Dataset content:
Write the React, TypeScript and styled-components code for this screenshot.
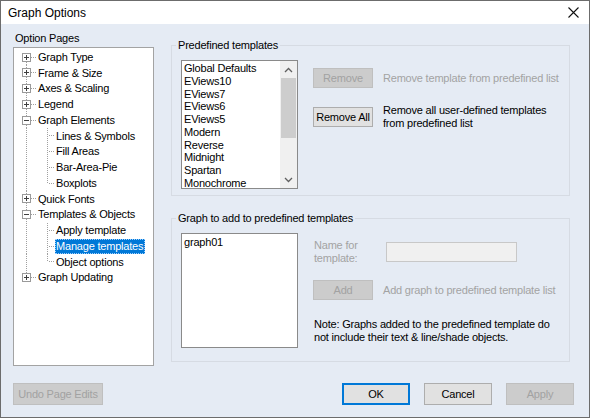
import React from "react";
import styled, { createGlobalStyle, css } from "styled-components";

const GlobalStyle = createGlobalStyle`
  html, body { margin: 0; padding: 0; background: #e5ebf4; }
  body {
    width: 590px; height: 418px; overflow: hidden;
    font-family: "Liberation Sans", Arial, sans-serif;
    font-size: 11px; letter-spacing: -0.2px; color: #000;
  }
  * { box-sizing: border-box; }
`;

const Window = styled.div`
  width: 590px; height: 418px;
  border: 1px solid #6c6c6c;
  background: #e5ebf4;
  display: flex; flex-direction: column;
`;

const TitleBar = styled.div`
  height: 23px; flex: none; background: #ffffff;
  display: flex; align-items: center; justify-content: space-between;
  padding: 0 10px 0 7px;
`;

const TitleText = styled.span`
  font-size: 12px; letter-spacing: 0; color: #000;
`;

const Body = styled.div`
  flex: 1; display: flex; flex-direction: column;
`;

const Main = styled.div`
  display: grid; grid-template-columns: 141px 399px; column-gap: 17px;
  padding-left: 12px;
`;

const LeftColumn = styled.div`
  padding-top: 8px; display: flex; flex-direction: column;
`;

const PaneLabel = styled.div`
  height: 13px; line-height: 13px; padding-left: 2px;
`;

const TreeBox = styled.div`
  margin-top: 2px; height: 319px; background: #fff;
  border: 1px solid #a3a3a3; padding-top: 1.5px;
`;

const TreeRow = styled.div`
  height: 15.75px; display: flex; align-items: center;
`;

const TreeGutter = styled.svg`
  flex: none; height: 15.75px; display: block;
`;

const TreeLabel = styled.span<{ $selected?: boolean }>`
  height: 15px; line-height: 15px; padding: 0 2px 0 1px; white-space: nowrap; color: #000;
  ${p => p.$selected && css`
    background: #0078d7; color: #fff; outline: 1px dotted #9fd0ff; outline-offset: -1px;
  `}
`;

const RightColumn = styled.div`
  padding-top: 15px; display: flex; flex-direction: column; gap: 16px;
`;

const Group = styled.fieldset<{ $padBottom: number }>`
  margin: 0; min-width: 0; width: 399px;
  border: 1px solid #d6dbe3;
  padding: 8px 9px ${p => p.$padBottom}px 9px;
  display: flex; gap: 15px;
`;

const GroupLegend = styled.legend`
  margin-left: -5px; padding: 0 2px; line-height: 13px; height: 13px;
`;

const ListBox = styled.div<{ $height: number }>`
  width: 117px; height: ${p => p.$height}px; flex: none;
  background: #fff; border: 1px solid #8a8a8a;
  display: flex; overflow: hidden;
`;

const ListItems = styled.div<{ $padTop?: number }>`
  flex: 1; padding: ${p => p.$padTop ?? 1}px 0 0 2px; overflow: hidden;
`;

const ListItem = styled.div<{ $tall?: boolean }>`
  height: ${p => (p.$tall ? 13 : 12.75)}px; line-height: 13px; white-space: nowrap;
`;

const ScrollBar = styled.div`
  width: 17px; flex: none; background: #f0f0f0; display: flex; flex-direction: column;
`;

const ScrollArrow = styled.div`
  height: 17px; flex: none; display: flex; align-items: center; justify-content: center;
`;

const ScrollTrack = styled.div`
  flex: 1; padding: 0 1px;
`;

const ScrollThumb = styled.div`
  height: 60px; background: #cdcdcd;
`;

const Actions = styled.div<{ $top: number }>`
  padding-top: ${p => p.$top}px; display: flex; flex-direction: column;
`;

const ActionRow = styled.div<{ $gap?: number }>`
  display: flex; align-items: center; gap: 10px; margin-top: ${p => p.$gap ?? 0}px;
`;

const Button = styled.button<{ $w: number; $h: number; $default?: boolean }>`
  width: ${p => p.$w}px; height: ${p => p.$h}px; flex: none;
  margin: 0; padding: 0;
  font-family: inherit; font-size: 11px; letter-spacing: -0.2px; color: #000;
  background: #e1e1e1; border: 1px solid #adadad;
  ${p => p.$default && css`
    border-color: #0078d7; box-shadow: inset 0 0 0 1px #0078d7;
  `}
  &:disabled { background: #cccccc; border-color: #bfbfbf; color: #a2a2a2; }
`;

const Desc = styled.div<{ $disabled?: boolean }>`
  line-height: 13px; white-space: nowrap;
  color: ${p => (p.$disabled ? "#a3a3a3" : "#000")};
`;

const NameRow = styled.div`
  display: flex; align-items: center; margin-top: 6px;
`;

const NameLabel = styled.div`
  width: 73px; padding-left: 1px; line-height: 13px; color: #a3a3a3;
`;

const NameInput = styled.div`
  width: 131px; height: 20px; background: #f0f0f0; border: 1px solid #c8c8c8;
`;

const Note = styled.div`
  margin-top: 18px; padding-left: 1px; line-height: 13px; white-space: nowrap;
`;

const Footer = styled.div`
  margin-top: auto; display: flex; align-items: center;
  padding: 0 15px 12px 12px;
`;

const FooterRight = styled.div`
  margin-left: auto; display: flex; gap: 14px;
`;

type Node = { label: string; depth: 0 | 1; expanded?: boolean; first?: boolean; last?: boolean; lastChild?: boolean; selected?: boolean };

const tree: Node[] = [
  { label: "Graph Type", depth: 0, first: true },
  { label: "Frame & Size", depth: 0 },
  { label: "Axes & Scaling", depth: 0 },
  { label: "Legend", depth: 0 },
  { label: "Graph Elements", depth: 0, expanded: true },
  { label: "Lines & Symbols", depth: 1 },
  { label: "Fill Areas", depth: 1 },
  { label: "Bar-Area-Pie", depth: 1 },
  { label: "Boxplots", depth: 1, lastChild: true },
  { label: "Quick Fonts", depth: 0 },
  { label: "Templates & Objects", depth: 0, expanded: true },
  { label: "Apply template", depth: 1 },
  { label: "Manage templates", depth: 1, selected: true },
  { label: "Object options", depth: 1, lastChild: true },
  { label: "Graph Updating", depth: 0, last: true },
];

const DOT = "#a0a0a0";

function Gutter({ node }: { node: Node }) {
  const dash = { stroke: DOT, strokeWidth: 1, strokeDasharray: "1 1", shapeRendering: "crispEdges" as const };
  if (node.depth === 0) {
    return (
      <TreeGutter width={23} viewBox="0 0 23 15.75">
        {!node.first && <line x1={12.5} y1={0} x2={12.5} y2={3} {...dash} />}
        {!node.last && <line x1={12.5} y1={12} x2={12.5} y2={15.75} {...dash} />}
        <line x1={17} y1={7.5} x2={22} y2={7.5} {...dash} />
        <rect x={8.5} y={3.5} width={8} height={8} fill="#fff" stroke="#9a9a9a" shapeRendering="crispEdges" />
        <line x1={10} y1={7.5} x2={15} y2={7.5} stroke="#404040" shapeRendering="crispEdges" />
        {!node.expanded && <line x1={12.5} y1={5} x2={12.5} y2={10} stroke="#404040" shapeRendering="crispEdges" />}
      </TreeGutter>
    );
  }
  return (
    <TreeGutter width={41} viewBox="0 0 41 15.75">
      <line x1={12.5} y1={0} x2={12.5} y2={15.75} {...dash} />
      <line x1={33.5} y1={0} x2={33.5} y2={node.lastChild ? 8 : 15.75} {...dash} />
      <line x1={35} y1={7.5} x2={41} y2={7.5} {...dash} />
    </TreeGutter>
  );
}

function Chevron({ up }: { up?: boolean }) {
  return (
    <svg width="9" height="6" viewBox="0 0 9 6">
      <polyline
        points={up ? "1,5 4.5,1.5 8,5" : "1,1 4.5,4.5 8,1"}
        fill="none" stroke="#606060" strokeWidth="1.3"
      />
    </svg>
  );
}

const templates = ["Global Defaults", "EViews10", "EViews7", "EViews6", "EViews5", "Modern", "Reverse", "Midnight", "Spartan", "Monochrome"];

export default function App() {
  return (
    <>
      <GlobalStyle />
      <Window>
        <TitleBar>
          <TitleText>Graph Options</TitleText>
          <svg width="11" height="11" viewBox="0 0 11 11">
            <path d="M0.5 0.5 L10.5 10.5 M10.5 0.5 L0.5 10.5" stroke="#111" strokeWidth="1.1" fill="none" />
          </svg>
        </TitleBar>
        <Body>
          <Main>
            <LeftColumn>
              <PaneLabel>Option Pages</PaneLabel>
              <TreeBox>
                {tree.map(n => (
                  <TreeRow key={n.label}>
                    <Gutter node={n} />
                    <TreeLabel $selected={n.selected}>{n.label}</TreeLabel>
                  </TreeRow>
                ))}
              </TreeBox>
            </LeftColumn>
            <RightColumn>
              <Group $padBottom={6}>
                <GroupLegend>Predefined templates</GroupLegend>
                <ListBox $height={129}>
                  <ListItems>
                    {templates.map(t => (
                      <ListItem key={t}>{t}</ListItem>
                    ))}
                  </ListItems>
                  <ScrollBar>
                    <ScrollArrow><Chevron up /></ScrollArrow>
                    <ScrollTrack><ScrollThumb /></ScrollTrack>
                    <ScrollArrow><Chevron /></ScrollArrow>
                  </ScrollBar>
                </ListBox>
                <Actions $top={8}>
                  <ActionRow>
                    <Button $w={60} $h={20} disabled>Remove</Button>
                    <Desc $disabled>Remove template from predefined list</Desc>
                  </ActionRow>
                  <ActionRow $gap={16}>
                    <Button $w={60} $h={20}>Remove All</Button>
                    <Desc>Remove all user-defined templates<br />from predefined list</Desc>
                  </ActionRow>
                </Actions>
              </Group>
              <Group $padBottom={13}>
                <GroupLegend>Graph to add to predefined templates</GroupLegend>
                <ListBox $height={115}>
                  <ListItems $padTop={2}>
                    <ListItem $tall>graph01</ListItem>
                  </ListItems>
                </ListBox>
                <Actions $top={0}>
                  <NameRow>
                    <NameLabel>Name for<br />template:</NameLabel>
                    <NameInput />
                  </NameRow>
                  <ActionRow $gap={15}>
                    <Button $w={60} $h={20} disabled>Add</Button>
                    <Desc $disabled>Add graph to predefined template list</Desc>
                  </ActionRow>
                  <Note>Note: Graphs added to the predefined template do<br />not include their text &amp; line/shade objects.</Note>
                </Actions>
              </Group>
            </RightColumn>
          </Main>
          <Footer>
            <Button $w={90} $h={22} disabled>Undo Page Edits</Button>
            <FooterRight>
              <Button $w={68} $h={22} $default>OK</Button>
              <Button $w={68} $h={22}>Cancel</Button>
              <Button $w={68} $h={22} disabled>Apply</Button>
            </FooterRight>
          </Footer>
        </Body>
      </Window>
    </>
  );
}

Exercise instructions: Search the listing for the word "components" and return each line that holds it.

Answer below:
Write the React, TypeScript and styled-components code for this screenshot.
import styled, { createGlobalStyle, css } from "styled-components";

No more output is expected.